The inherent femininity of an album about impossible standards amid pop stardom is finally affirmed in “Girl, so confusing (feat. Lorde).” The lyrics are more complex and more blatant than in the original, and the feature fits in like a piece that was missing all along. Charli and Lorde illustrate the pressures of appearance put on female artists and discuss how they are often compared and pitted against each other, as well as how they never know if another artist genuinely wants to see them fail.
“People say we’re alike / They say we’ve got the same hair … Can’t tell if you wanna see me / Falling over and failing,” the pair sing, voices mingling indistinguishably throughout the track.
The album tapers off slightly after that, returning to more traditional remixes as it ends.

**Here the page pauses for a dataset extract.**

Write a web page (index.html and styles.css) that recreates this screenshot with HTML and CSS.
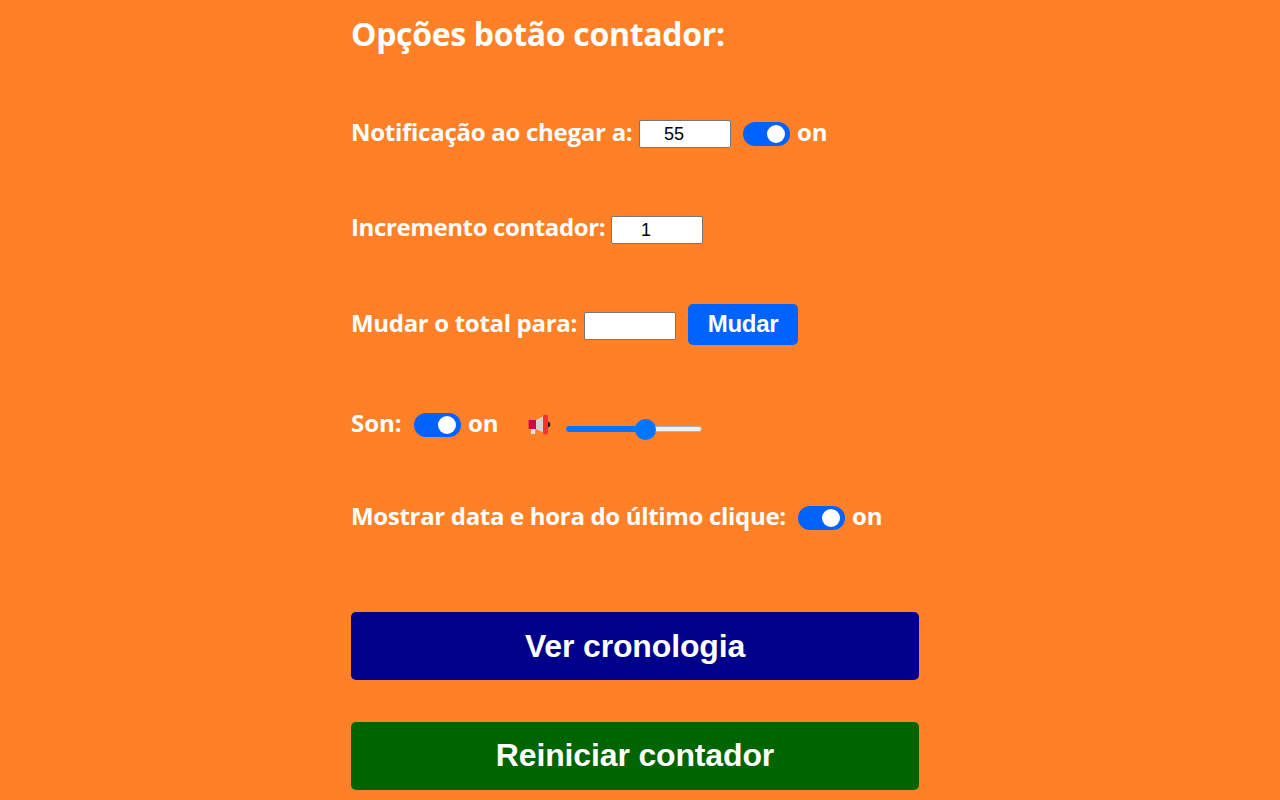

Highlights include a depressed version of “I think about it all the time” with Bon Iver crooning in the background, his vocals further saddening the remix, and another clever reversal in “B2b (feat. Tinashe),” which was originally about returning to an unhappy relationship and is now about the tireless on-the-road lifestyle Charli experiences when touring – again playing into the theme of fame.
Overall, Brat and it’s completely different but also still brat is a stunning follow-up to an absolutely iconic album. It illustrates the after-effects of soaring fame with a rawness and depth beyond anything heard on the original Brat. It’s not past due. It doesn’t drag the original down. It plays call-and-response with its parent album in a way that makes it a thing unto itself, while also reminding us that the “Apple” doesn’t fall too far from the tree.